Seperti diwartakan topmetro.news sebelumnya, Ketua Umum Yayasan Karya Cipta Abadi Komponis Guru Nahum Situmorang Andar Situmorang menyebut Gubernur DKI Jakarta Anies Baswedan diskriminatif terhadap penggiat seni.

Bahkan dia menyebut, mantan Mendikbud itu menjadi salah satu faktor penghambat diajukannya Guru Nahum Situmorang menerima gelar pahlawan nasional.

Hal ini disampaikan Andar Situmorang kepada topmetro.news, Sabtu (8/6/2019).

Menurutnya, tidak adanya respons atas surat permohonan rekomendasi pengajuan pahlawan nasional yang dikirimkannya kepada Anies Baswedan, menjadi salah satu penghambat.

“Kami sudah mengajukan Surat Permohonan Rekomendasi Pengajuan Gelar Pahlawan Nasional terhadap Guru Nahum Situmorang kepada Gubernur DKI Anies Baswedan sejak Bulan Oktober 2018 lalu.

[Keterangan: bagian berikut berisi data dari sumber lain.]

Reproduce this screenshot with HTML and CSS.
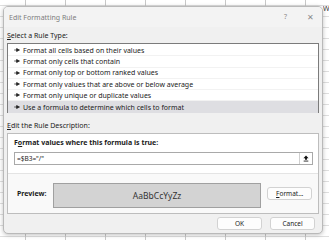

Namun hingga sekarang tak mendapat respons dari Anies,” katanya.

“Dia ini diskriminatif atau tidak berpihak pada seniman atau penggiat pihak minoritas. Sementara (rekomendasi) untuk Ratna Sarumpaet ke luar negeri cepat,” sambungnya.

Padahal, kata Andar, rekomendasi dari Gubernur DKI sangat dibutuhkan untuk keperluan pengajuan Nahum Situmorang menjadi pahlawan nasional. Hal itu berdasarkan UU Nomor 20 Tahun 2009.